Let's begin from nouveau wine. This style of wine originates from Beaujolais
AOC, in France, where in this appellation is provided for the so called
Beaujolais Nouveau, that is the New Beaujolais. In this area Gamay
grape is the queen of vineyards, more exactly, Gamay Noir à Jus Blanc,
not to be confused with Gamay Teinturier. With this grape is being
produced the new wine destined to a prompt consumption and usually sold on
the third Thursday of November, with the traditional slogan Le Beaujolais
est arrivé! (The new Beaujolais has arrived). This style of wine - that in
Italy is called novello (that is, new) - is produced with a specific wine
making technique, called carbonic maceration, allowing the production of wine in
pretty short times. Thanks to the particular technique - the grapes are put in a
closed tank in which it naturally develops a saturation of carbon dioxide -
allowing the production of wines with strong fruit aromas, simple, fresh and
immediate wines, the style of wine so loved by the young people. Undoubtedly,
a socializing wine: for example, in Italy, the novello has practically
replaced the tradition of consuming the wine in fermentation with roasted
chestnuts during the nights spent in company of friends.
The novello has lived its highest success during the 1990s and in the first
period of 2000s, with a production which also reached 18 millions of bottles. At
those times was pretty difficult to find a winery which did not make novello - a
wine ensuring a good profit on the annual balance - whereas today the number of
producers has strongly reduced. According to a preliminary estimation, in 2012 in
Italy have been produced just 4 millions of bottles, less than a quarter if
compared to 2002. Even the help and facilitations introduced with a specific law
that - as a matter of fact - has simplified the production of this wine,
including the change of the date from which commercialization starts. As it is
commonly known, in Italy novello wine could be sold from the midnight of
November 6th: with the new law, sales is - and will be - anticipated to October
30th. It is of course undeniable that in the last years harvesting has strongly
anticipated as opposed to the past, therefore also the novello is ready in
advance than the past. Of course, anticipating sales, also means
anticipating profits. A good help that, in these times, is providential.
The panel about the young and wine, which I am not doubting, was done by
professor Gabriele Micozzi of University of Marches, seems to deny, or better to
say, does not justify the drop in sales of novello. According to this panel,
most of the young people, from 18 to 35 years of age, seem to favor a wine with
a fresh, immediate, simple and lively character, socializing and without wood.

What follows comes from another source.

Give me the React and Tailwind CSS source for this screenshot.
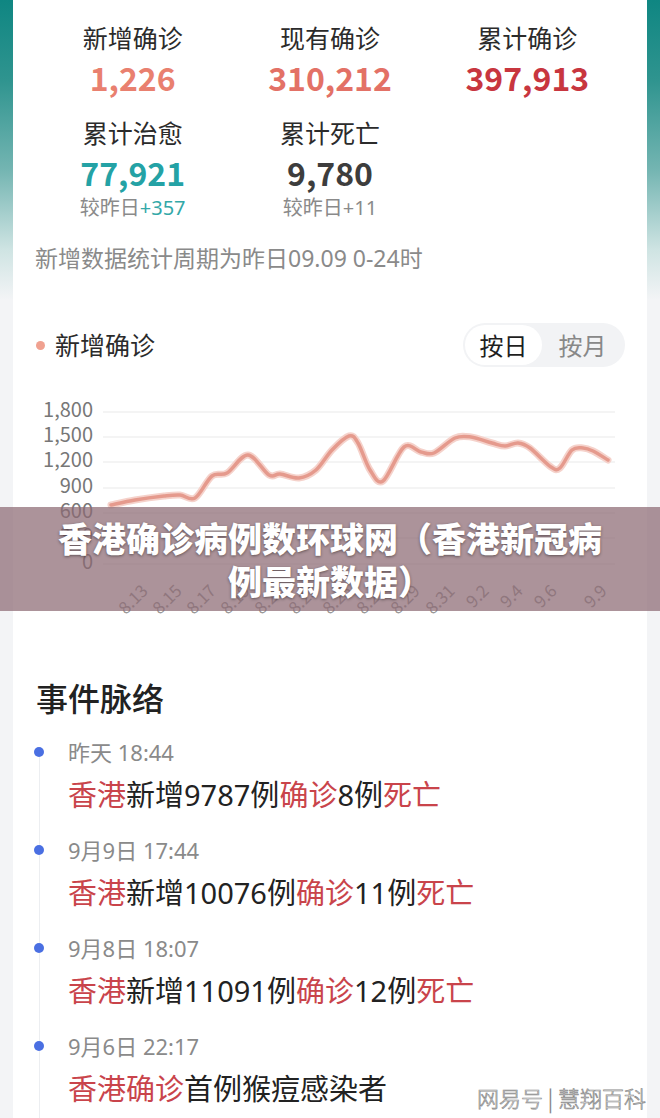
const points = [
  [111, 505], [135, 500], [164, 496], [180, 495], [195, 498], [212, 476], [227, 473],
  [248, 455], [269, 475], [280, 474], [299, 478], [316, 470], [332, 450], [349, 436],
  [358, 443], [370, 470], [383, 481], [404, 447], [421, 452], [434, 453], [455, 438],
  [471, 437], [492, 443], [505, 446], [518, 443], [530, 448], [551, 467], [560, 468],
  [572, 450], [583, 448], [593, 451], [608, 460],
];

// catmull-rom -> bezier
function smoothPath(pts) {
  let d = `M${pts[0][0]},${pts[0][1]}`;
  for (let i = 0; i < pts.length - 1; i++) {
    const p0 = pts[i - 1] || pts[i];
    const p1 = pts[i];
    const p2 = pts[i + 1];
    const p3 = pts[i + 2] || p2;
    const c1x = p1[0] + (p2[0] - p0[0]) / 6;
    const c1y = p1[1] + (p2[1] - p0[1]) / 6;
    const c2x = p2[0] - (p3[0] - p1[0]) / 6;
    const c2y = p2[1] - (p3[1] - p1[1]) / 6;
    d += ` C${c1x},${c1y} ${c2x},${c2y} ${p2[0]},${p2[1]}`;
  }
  return d;
}

const yTicks = [
  ['1,800', 412], ['1,500', 437], ['1,200', 462], ['900', 488],
  ['600', 513], ['300', 538], ['0', 564],
];

const xTicks = [
  ['8.13', 149], ['8.15', 183], ['8.17', 217], ['8.19', 251], ['8.21', 285],
  ['8.23', 319], ['8.25', 353], ['8.27', 387], ['8.29', 421], ['8.31', 456],
  ['9.2', 490], ['9.4', 524], ['9.6', 558], ['9.9', 608],
];

const events = [
  {
    time: '昨天 18:44',
    parts: [['香港', true], ['新增9787例', false], ['确诊', true], ['8例', false], ['死亡', true]],
  },
  {
    time: '9月9日 17:44',
    parts: [['香港', true], ['新增10076例', false], ['确诊', true], ['11例', false], ['死亡', true]],
  },
  {
    time: '9月8日 18:07',
    parts: [['香港', true], ['新增11091例', false], ['确诊', true], ['12例', false], ['死亡', true]],
  },
  {
    time: '9月6日 22:17',
    parts: [['香港', true], ['确诊', true], ['首例猴痘感染者', false]],
  },
];

function Stat({ label, value, color, delta, deltaColor }) {
  return (
    <div className="flex flex-col items-center">
      <div className="text-[25px] leading-[35px] text-[#2b2b2b]">{label}</div>
      <div className={`text-[32px] leading-[40px] font-bold mt-[2px] ${color}`}>{value}</div>
      {delta && (
        <div className="text-[20px] leading-[28px] text-[#8a8a8a] mt-[2px] font-['Noto_Sans','Noto_Sans_CJK_SC',sans-serif]">
          较昨日<span className={deltaColor}>{delta}</span>
        </div>
      )}
    </div>
  );
}

function Chart() {
  return (
    <svg width="634" height="263" viewBox="13 367 634 263" className="block">
      {yTicks.map(([label, y]) => (
        <g key={label}>
          <line x1="103" x2="615" y1={y} y2={y} stroke="#f1f1f1" strokeWidth="1.5" />
          <text x="93" y={y} textAnchor="end" dominantBaseline="middle" fontSize="20" fill="#777">
            {label}
          </text>
        </g>
      ))}
      <path d={smoothPath(points)} fill="none" stroke="#f5d2cb" strokeWidth="7" strokeLinecap="round" strokeLinejoin="round" />
      <path d={smoothPath(points)} fill="none" stroke="#e59a8d" strokeWidth="3.5" strokeLinecap="round" strokeLinejoin="round" />
      {xTicks.map(([label, x]) => (
        <text key={label} x={x} y="592" textAnchor="end" fontSize="17" fill="#999" transform={`rotate(-45 ${x} 592)`}>
          {label}
        </text>
      ))}
    </svg>
  );
}

export default function App() {
  return (
    <div className="relative w-full min-h-[1118px] overflow-hidden bg-[#f3f4f6] bg-[linear-gradient(180deg,#0f8682_0px,#2f948f_80px,#74b5b2_170px,#cfe4e3_250px,#f3f4f6_300px)] font-['Noto_Sans_CJK_SC','Noto_Sans',sans-serif]">
      <div className="mx-[13px] bg-white pb-[40px]">
        {/* stats */}
        <div className="grid grid-cols-3 px-[21px] pt-[20px]">
          <Stat label="新增确诊" value="1,226" color="text-[#e9806f]" />
          <Stat label="现有确诊" value="310,212" color="text-[#e37166]" />
          <Stat label="累计确诊" value="397,913" color="text-[#c8363f]" />
        </div>
        <div className="grid grid-cols-3 px-[21px] mt-[18px]">
          <Stat label="累计治愈" value="77,921" color="text-[#24a2a5]" delta="+357" deltaColor="text-[#33a8a8]" />
          <Stat label="累计死亡" value="9,780" color="text-[#3d3d3d]" delta="+11" deltaColor="text-[#8a8a8a]" />
        </div>
        <div className="pl-[22px] mt-[21px] text-[23px] leading-[30px] text-[#8a8a8a] font-['Noto_Sans','Noto_Sans_CJK_SC',sans-serif]">
          新增数据统计周期为昨日09.09 0-24时
        </div>

        {/* chart header */}
        <div className="flex items-center justify-between pl-[23px] pr-[22px] mt-[50px] h-[44px]">
          <div className="flex items-center gap-[10px]">
            <span className="w-[9px] h-[9px] rounded-full bg-[#f0a190]" />
            <span className="text-[25px] text-[#2b2b2b]">新增确诊</span>
          </div>
          <div className="flex items-center h-[44px] w-[162px] p-[2px] rounded-full bg-[#f2f3f5]">
            <div className="flex items-center justify-center w-[77px] h-[40px] rounded-full bg-white text-[24px] text-[#1f1f1f]">
              按日
            </div>
            <div className="flex-1 flex items-center justify-center text-[24px] text-[#888]">按月</div>
          </div>
        </div>

        <Chart />

        {/* timeline */}
        <div className="pl-[23px] mt-[46px] text-[32px] leading-[42px] font-medium text-[#222]">事件脉络</div>
        <div className="mt-[20px] font-['Noto_Sans','Noto_Sans_CJK_SC',sans-serif]">
          {events.map((ev, i) => (
            <div key={i} className="flex pl-[21px]">
              <div className="flex flex-col items-center w-[10px]">
                <div className={`w-px h-[9px] ${i === 0 ? 'bg-transparent' : 'bg-[#eceef1]'}`} />
                <div className="w-[10px] h-[10px] rounded-full bg-[#4a6fe2]" />
                <div className="w-px flex-1 bg-[#eceef1]" />
              </div>
              <div className="ml-[24px] pb-[22px]">
                <div className="text-[22px] leading-[28px] text-[#8a8a8a]">{ev.time}</div>
                <div className="mt-[10px] text-[29px] leading-[38px] text-[#222]">
                  {ev.parts.map(([t, red], j) => (
                    <span key={j} className={red ? 'text-[#c9444b]' : ''}>{t}</span>
                  ))}
                </div>
              </div>
            </div>
          ))}
        </div>
      </div>

      {/* title overlay */}
      <div className="absolute left-0 top-[507px] w-full h-[104px] bg-[rgba(140,105,115,0.72)] flex flex-col items-center justify-center">
        <div className="text-[34px] leading-[43px] font-black text-white [text-shadow:0_1px_3px_rgba(0,0,0,0.45)]">
          香港确诊病例数环球网（香港新冠病
        </div>
        <div className="text-[34px] leading-[43px] font-black text-white [text-shadow:0_1px_3px_rgba(0,0,0,0.45)]">
          例最新数据）
        </div>
      </div>

      {/* watermark */}
      <div className="absolute right-[14px] top-[1083px] text-[22px] leading-[28px] font-light text-white [-webkit-text-stroke:0.7px_#8a8a8a]">
        网易号 <span className="font-thin">|</span> 慧翔百科
      </div>
    </div>
  );
}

According to the young, among wines meeting these criteria are found Prosecco,
Lambrusco, Chianti, Montepulciano d'Abruzzo and wines produced with Sangiovese,
Chardonnay and Muscat Blanc grapes. No mention about novello. Wine follows
fashions - and this is not anything new - and of course novello has been a
trendy fashion and, despite it has most of the quality appreciated by the young,
it does not meet their favor. A sign of the crisis or sign they have
exaggerated in any way? Or is it the sign wine and grapes producers today and
appreciated by the young, have been capable of conquering the interest of the
young people in a better and more effective way than those making novello?

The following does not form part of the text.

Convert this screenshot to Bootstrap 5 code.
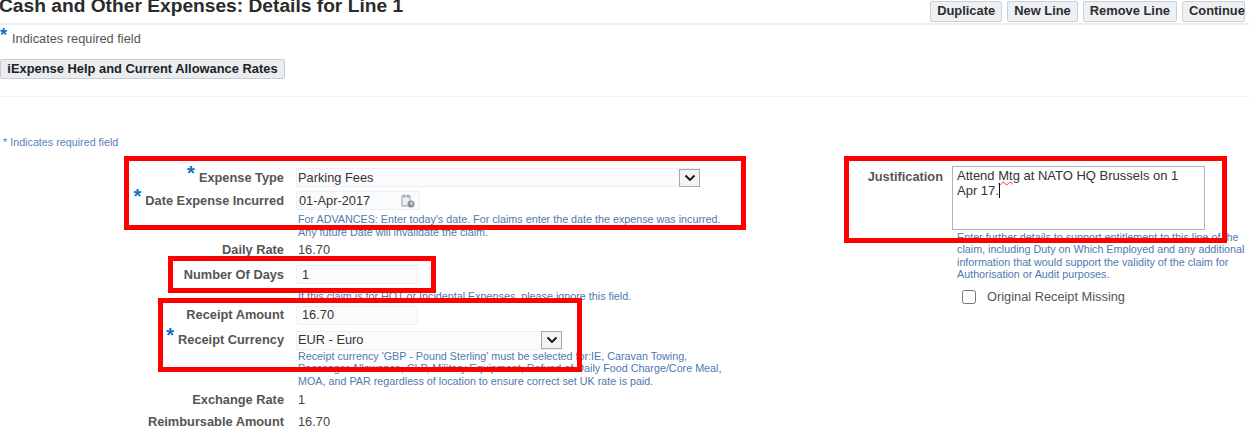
<!DOCTYPE html>
<html lang="en">
<head>
<meta charset="utf-8">
<title>Cash and Other Expenses</title>
<link rel="stylesheet" href="https://cdn.jsdelivr.net/npm/bootstrap@5.3.0/dist/css/bootstrap.min.css">
<style>
html,body{height:435px;overflow:hidden;background:#fff}
body{font-family:"Liberation Sans",Arial,sans-serif;font-size:12.8px;color:#3c3c3c;position:relative}
.head-bar{height:25px;border-bottom:2px solid #eaeef1;overflow:visible}
.page-title{font-size:19.2px;font-weight:700;line-height:18px;margin:-3px 0 0 -1px;color:#2b2b2b;letter-spacing:0}
.act-btn{font-family:inherit;font-size:12.9px;font-weight:700;line-height:1;height:21px;padding:0 6px;border:1px solid #c9d1d8;border-radius:2px;background:#eef1f3;color:#2d2d2d;white-space:nowrap}
.act-last{padding:0 0 0 6px;width:63px;text-align:left}
.act-group{margin:1px 4px 0 0;gap:5px}
.req-line{height:26px;padding-top:2px;color:#555}
.req-star{color:#0a72c9;font-weight:700;font-size:18px;line-height:10px;align-self:flex-start;margin-top:3px;width:12px}
.help-btn{height:20px;width:285px;margin-top:8px;padding:0;font-family:inherit;font-size:12.9px;font-weight:700;line-height:1;border:1px solid #c4ced6;border-radius:2px;background:#e9edf0;color:#222;white-space:nowrap}
.dot-rule{border-top:1px dotted #e3e6e8;margin-top:17px}
.req-small{font-size:10.75px;line-height:12px;color:#5a82b5;margin:39px 0 0 3px}
.form-zone{margin-top:18px}
.left-col{width:800px}
.right-col{width:449px}
.frow{display:grid;grid-template-columns:284px 1fr;column-gap:12px;align-items:center;height:23px}
.frow-b{height:25px}
.frow-s{height:22px}
.flabel{font-weight:700;text-align:right;color:#555;white-space:nowrap}
.star{color:#0a72c9;font-size:20px;font-weight:700;line-height:0;position:relative;top:-2px;margin-right:4px}
.fvalue{padding-left:2px;color:#444}
.hint{font-size:10.75px;line-height:12.5px;color:#4e79b0;margin-left:298px;white-space:nowrap}
.hint-a{margin-top:1px;margin-bottom:-1px}
.hint-d{margin-top:3px}
.hint-c{margin-top:-3px;margin-bottom:1px}
.sel-box{display:flex;width:404px;height:19px;background:#fafbfd;border:1px solid #edf0f2;align-items:center;padding-left:1px;color:#333}
.sel-box.narrow{width:266px}
.sel-text{flex:1}
.sel-arrow{width:21px;height:18px;margin-right:-1px;border:1px solid #a9a9a9;background:#f3f3f3;display:flex;align-items:center;justify-content:center}
.tbox{height:19px;border:1px solid #edf0f2;border-radius:2px;background:#fafbfd;padding:0 5px;font-family:inherit;font-size:12.8px;color:#333;box-shadow:none}
.tbox.short{width:122px}
.tbox.date{width:124px;display:flex;align-items:center;justify-content:space-between;padding:0 3px 0 2px}
.just-row{display:grid;grid-template-columns:143px 253px;column-gap:9px}
.just-label{font-weight:700;color:#555;text-align:right;line-height:14px;padding-top:4px}
.just-area{height:64px;border:1px solid #a9b4c6;padding:2px 10px 2px 4px;line-height:14.5px;color:#333;font-size:13px}
.squig{text-decoration:underline wavy #e04040 1px}
.caret-mark{border-right:1px solid #111}
.just-hint{font-size:10.75px;line-height:12.3px;color:#4e79b0;margin:1px 0 0 157px;white-space:nowrap}
.orig-row{margin:7px 0 0 162px;gap:11px}
.orig-box{width:14px;height:14px;margin:0;border:1px solid #8a8a8a;border-radius:1px;background:#fff}
.orig-text{color:#555}
.redbox{position:absolute;border:5px solid #f00;pointer-events:none}
.rb1{left:124px;top:156px;width:622px;height:74px}
.rb2{left:168px;top:256px;width:268px;height:37px}
.rb3{left:158px;top:298px;width:424px;height:74px}
.rb4{left:844px;top:156px;width:383px;height:87px}
</style>
</head>
<body>
<header class="head-bar d-flex justify-content-between align-items-start">
  <h1 class="page-title">Cash and Other Expenses: Details for Line 1</h1>
  <div class="act-group d-flex">
    <button type="button" class="act-btn">Duplicate</button>
    <button type="button" class="act-btn">New Line</button>
    <button type="button" class="act-btn">Remove Line</button>
    <button type="button" class="act-btn act-last">Continue</button>
  </div>
</header>
<div class="req-line d-flex align-items-center"><span class="req-star">*</span><span>Indicates required field</span></div>
<button type="button" class="help-btn d-block">iExpense Help and Current Allowance Rates</button>
<div class="dot-rule"></div>
<p class="req-small">* Indicates required field</p>
<main class="form-zone d-flex">
  <section class="left-col">
    <div class="frow"><div class="flabel"><span class="star">*</span>Expense Type</div>
      <div class="sel-box"><span class="sel-text">Parking Fees</span><span class="sel-arrow"><svg width="12" height="8" viewBox="0 0 12 8"><path d="M1.5 1.5 6 6l4.5-4.5" fill="none" stroke="#111" stroke-width="1.8"/></svg></span></div></div>
    <div class="frow"><div class="flabel"><span class="star">*</span>Date Expense Incurred</div>
      <div class="tbox date"><span>01-Apr-2017</span><svg width="16" height="16" viewBox="0 0 16 16"><rect x="2" y="3" width="8" height="10" fill="#eef0f0" stroke="#9aa0a3"/><path d="M4 1.500v3M8 1.500v3" stroke="#7d8488"/><circle cx="11" cy="11" r="3.500" fill="#8d9497"/><path d="M11 9v2h2" stroke="#fff" fill="none"/></svg></div></div>
    <div class="hint hint-a">For ADVANCES: Enter today's date. For claims enter the date the expense was incurred.<br>Any future Date will invalidate the claim.</div>
    <div class="frow frow-b"><div class="flabel">Daily Rate</div><div class="fvalue">16.70</div></div>
    <div class="frow frow-b"><div class="flabel">Number Of Days</div><input class="tbox short" value="1" aria-label="Number Of Days"></div>
    <div class="hint hint-d">If this claim is for HOT or Incidental Expenses, please ignore this field.</div>
    <div class="frow frow-b"><div class="flabel">Receipt Amount</div><input class="tbox short" value="16.70" aria-label="Receipt Amount"></div>
    <div class="frow frow-b"><div class="flabel"><span class="star">*</span>Receipt Currency</div>
      <div class="sel-box narrow"><span class="sel-text">EUR - Euro</span><span class="sel-arrow"><svg width="12" height="8" viewBox="0 0 12 8"><path d="M1.5 1.5 6 6l4.5-4.5" fill="none" stroke="#111" stroke-width="1.8"/></svg></span></div></div>
    <div class="hint hint-c">Receipt currency 'GBP - Pound Sterling' must be selected for:IE, Caravan Towing,<br>Passenger Allowance, CLP, Military Equipment, Refund of Daily Food Charge/Core Meal,<br>MOA, and PAR regardless of location to ensure correct set UK rate is paid.</div>
    <div class="frow"><div class="flabel">Exchange Rate</div><div class="fvalue">1</div></div>
    <div class="frow frow-s"><div class="flabel">Reimbursable Amount</div><div class="fvalue">16.70</div></div>
  </section>
  <section class="right-col">
    <div class="just-row"><div class="just-label">Justification</div>
      <div class="just-area">Attend <span class="squig">Mtg</span> at NATO HQ Brussels on 1 Apr 17.<span class="caret-mark"></span></div></div>
    <div class="just-hint">Enter further details to support entitlement to this line of the<br>claim, including Duty on Which Employed and any additional<br>information that would support the validity of the claim for<br>Authorisation or Audit purposes.</div>
    <label class="orig-row d-flex align-items-center"><input type="checkbox" class="orig-box"><span class="orig-text">Original Receipt Missing</span></label>
  </section>
</main>
<div class="redbox rb1"></div><div class="redbox rb2"></div><div class="redbox rb3"></div><div class="redbox rb4"></div>
</body>
</html>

Nevertheless, most of these producers make novello as well.
Another aspect of this panel, is that young people seem to not appreciate the
intermediation of wine experts, guilty - as it seems - to have made wine a
difficult and scarcely understandable matter, therefore favoring a more
simple approach. Also this provides reasons for thought. Maybe it is the sign of
frivolous times, in which people prefer to think less - or nothing at all
- while leaving others the effort of thinking and to make choices for them.

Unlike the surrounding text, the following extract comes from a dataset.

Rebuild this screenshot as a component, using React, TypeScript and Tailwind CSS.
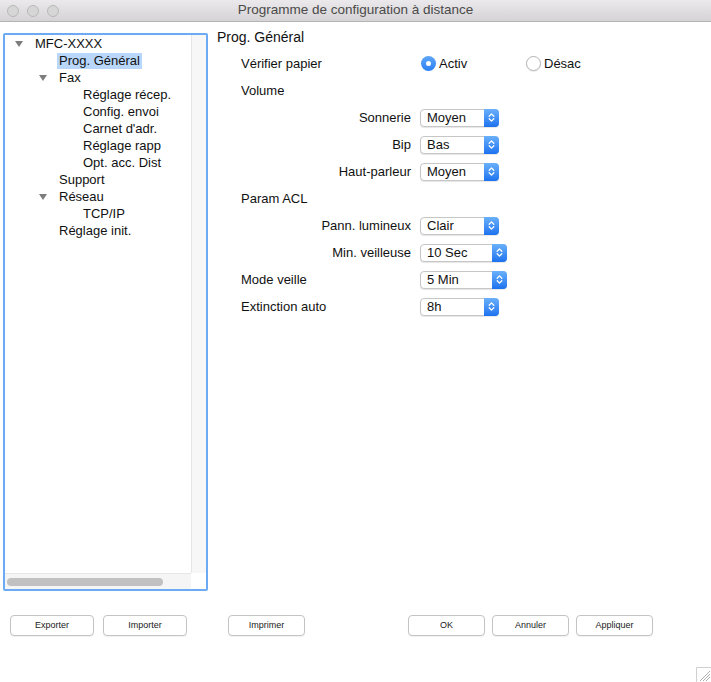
import type { ReactNode } from 'react'

type TreeRow = { label: string; level: 0 | 1 | 2; open?: boolean; selected?: boolean }

const tree: TreeRow[] = [
  { label: 'MFC-XXXX', level: 0, open: true },
  { label: 'Prog. Général', level: 1, selected: true },
  { label: 'Fax', level: 1, open: true },
  { label: 'Réglage récep.', level: 2 },
  { label: 'Config. envoi', level: 2 },
  { label: "Carnet d'adr.", level: 2 },
  { label: 'Réglage rapp', level: 2 },
  { label: 'Opt. acc. Dist', level: 2 },
  { label: 'Support', level: 1 },
  { label: 'Réseau', level: 1, open: true },
  { label: 'TCP/IP', level: 2 },
  { label: 'Réglage init.', level: 1 },
]

const textPad = ['pl-[30px]', 'pl-[54px]', 'pl-[78px]']
const arrowPad = ['left-[10px]', 'left-[34px]', 'left-[58px]']

function Disclosure() {
  return (
    <svg width="8" height="6" viewBox="0 0 8 6" className="block">
      <path d="M0 0 H8 L4 6 Z" fill="#7d7d7d" />
    </svg>
  )
}

function PopUp({ value, wide }: { value: string; wide?: boolean }) {
  return (
    <div
      className={`flex h-[18px] items-stretch rounded-[4px] border border-[#c6c6c6] bg-white shadow-[0_1px_1px_rgba(0,0,0,0.1)] ${
        wide ? 'w-[87px]' : 'w-[79px]'
      }`}
    >
      <span className="flex-1 pl-[6px] text-[13px] leading-[16px] text-[#111]">{value}</span>
      <span className="-my-px -mr-px flex w-[15px] items-center justify-center rounded-r-[4px] bg-linear-to-b from-[#6ab1fb] to-[#1b71ee]">
        <svg width="7" height="11" viewBox="0 0 7 11">
          <path
            d="M1.2 4.2 L3.5 1.9 L5.8 4.2 M1.2 6.8 L3.5 9.1 L5.8 6.8"
            fill="none"
            stroke="#fff"
            strokeWidth="1.3"
            strokeLinecap="round"
            strokeLinejoin="round"
          />
        </svg>
      </span>
    </div>
  )
}

function Radio({ checked, label }: { checked?: boolean; label: string }) {
  return (
    <div className="flex items-center gap-[3px]">
      {checked ? (
        <span className="flex h-[15px] w-[15px] items-center justify-center rounded-full bg-linear-to-b from-[#5ea6f8] to-[#2c80f3]">
          <span className="h-[5px] w-[5px] rounded-full bg-white" />
        </span>
      ) : (
        <span className="h-[15px] w-[15px] rounded-full border border-[#b4b4b4] bg-white shadow-[0_1px_1px_rgba(0,0,0,0.08)]" />
      )}
      <span className="text-[13px] text-[#111]">{label}</span>
    </div>
  )
}

function Row({ label, right, children }: { label?: string; right?: boolean; children?: ReactNode }) {
  return (
    <div className="grid h-[27px] grid-cols-[170px_1fr] items-center gap-x-[9px]">
      <span className={`text-[13px] text-[#111] ${right ? 'text-right' : ''}`}>{label}</span>
      <div className="flex items-center">{children}</div>
    </div>
  )
}

function PushButton({ label, className }: { label: string; className: string }) {
  return (
    <button
      type="button"
      className={`h-[21px] shrink-0 rounded-[4px] border border-[#c4c4c4] bg-white text-[9px] leading-[19px] text-[#1a1a1a] shadow-[0_1px_1px_rgba(0,0,0,0.06)] ${className}`}
    >
      {label}
    </button>
  )
}

export default function App() {
  return (
    <div className="flex h-[682px] w-[711px] flex-col overflow-hidden bg-white font-['Liberation_Sans',Arial,sans-serif]">
      {/* title bar */}
      <div className="relative flex h-[22px] shrink-0 items-center justify-center border-b border-[#b4b4b4] bg-linear-to-b from-[#ebe9eb] to-[#d5d3d5]">
        <div className="absolute left-[7px] top-[5px] flex gap-[8px]">
          {[0, 1, 2].map((i) => (
            <span key={i} className="h-[12px] w-[12px] rounded-full border border-[#b9b9b9] bg-[#d6d6d6]" />
          ))}
        </div>
        <span className="text-[13.5px] text-[#4a4a4a]">Programme de configuration à distance</span>
      </div>

      <div className="flex">
        {/* tree */}
        <div className="ml-[3px] mt-[11px] flex h-[558px] w-[205px] shrink-0 flex-col rounded-[2px] border-2 border-[#6cabf4] bg-white">
          <div className="flex min-h-0 flex-1">
            <div className="flex-1">
              {tree.map((r) => (
                <div key={r.label} className="relative h-[17px]">
                  {r.open && (
                    <span className={`absolute top-[6px] ${arrowPad[r.level]}`}>
                      <Disclosure />
                    </span>
                  )}
                  <div className={`${textPad[r.level]} flex h-[17px] items-center`}>
                    <span
                      className={`-ml-[2px] px-[2px] text-[13px] leading-[16px] text-[#111] ${
                        r.selected ? 'bg-[#b9d7fb]' : ''
                      }`}
                    >
                      {r.label}
                    </span>
                  </div>
                </div>
              ))}
            </div>
            <div className="w-[15px] border-l border-[#e6e6e6] bg-[#f7f7f7]" />
          </div>
          <div className="flex h-[16px]">
            <div className="flex flex-1 items-center border-t border-[#e6e6e6] bg-[#f5f5f5]">
              <span className="ml-[2px] h-[8px] w-[156px] rounded-full bg-[#c1c1c1]" />
            </div>
            <div className="w-[15px] bg-white" />
          </div>
        </div>

        {/* settings */}
        <div className="ml-[9px] mt-[7px] flex-1">
          <h1 className="text-[14px] leading-[17px] text-[#111]">Prog. Général</h1>
          <div className="mt-[4px] pl-[24px]">
            <Row label="Vérifier papier">
              <div className="ml-px flex">
                <div className="w-[105px]">
                  <Radio checked label="Activ" />
                </div>
                <Radio label="Désac" />
              </div>
            </Row>
            <Row label="Volume" />
            <Row label="Sonnerie" right>
              <PopUp value="Moyen" />
            </Row>
            <Row label="Bip" right>
              <PopUp value="Bas" />
            </Row>
            <Row label="Haut-parleur" right>
              <PopUp value="Moyen" />
            </Row>
            <Row label="Param ACL" />
            <Row label="Pann. lumineux" right>
              <PopUp value="Clair" />
            </Row>
            <Row label="Min. veilleuse" right>
              <PopUp value="10 Sec" wide />
            </Row>
            <Row label="Mode veille">
              <PopUp value="5 Min" wide />
            </Row>
            <Row label="Extinction auto">
              <PopUp value="8h" />
            </Row>
          </div>
        </div>
      </div>

      {/* buttons */}
      <div className="mt-[24px] flex items-start pl-[10px]">
        <PushButton label="Exporter" className="w-[84px]" />
        <PushButton label="Importer" className="ml-[9px] w-[84px]" />
        <PushButton label="Imprimer" className="ml-[41px] w-[77px]" />
        <PushButton label="OK" className="ml-[103px] w-[77px]" />
        <PushButton label="Annuler" className="ml-[7px] w-[77px]" />
        <PushButton label="Appliquer" className="ml-[7px] w-[77px]" />
      </div>

      <div className="flex flex-1 items-end justify-end">
        <svg width="15" height="15" viewBox="0 0 15 15" className="block">
          <path d="M0.5 15 V0.5 H15" fill="none" stroke="#d0d0d0" />
          <path d="M4 14 L14 4 M7 14 L14 7 M10 14 L14 10" stroke="#9a9a9a" strokeWidth="0.8" />
        </svg>
      </div>
    </div>
  )
}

In my opinion, this is dangerous, very dangerous. For many years we discussed
and supported the importance of all those fundamental and essential elements
involved in the production of quality wine, unique and unrepeatable territorial
expressions. Every wine is different from any other one. Every bottle is
different from any other one. If there is no will and curiosity to understand
these important aspects, then it means the future is going to be very easy for
all those producers - most of them being industrial - which will make simple,
fresh, direct, with no complications and socializing, but of doubt quality. A
dangerous road towards the return to homologation, a time already seen and
lived, not only for wine.
I am not supporting the idea wine must be difficult and not for all, because
this is dangerous, very dangerous as well as silly. Wine is culture, expression
of long and solid traditions, it is the beverage in which our civilization has
growth from, a priceless heritage of history and meaning. Still according to
this panel, the young would appreciate vintners to talk about their wines. This
is right, absolutely right, irreproachable. It must however considered with
attention: being vintners does not necessarily mean making wine or to make
quality wine. Not all the vintners, as such and however praiseworthy, are
capable of making genuine and good wine. Tales are amazing and charming, however
they sometimes hide perils and traps. Dear young people, do not allow others to
use your dignity in order to satisfy profits for which you will never get any
benefit. Whenever you meet a wine, do it with awareness and responsibility: not
only by avoiding the deplorable excess of quantity, but also for the
appreciation of quality and the culture the wine expresses. Because it is up to
you to continue the history of wine towards the future - which is yours - and
remember that, in case you do not respect wine, wine will not respect you. If
you will treat it lightly, the wine will treat you lightly in return. And the
same will do producers with no conscience, ready to make simple and fresh wine -
like the ones you like - but however not healthy. Take a glass and listen to it,
every time. Go beyond appearance of those who are capable of embellishing a
nice tale while speculating on the emotions and feelings of others and head
towards substance and facts. Yours. Which is only yours and no one has the right
to trample on. And this is only up to you.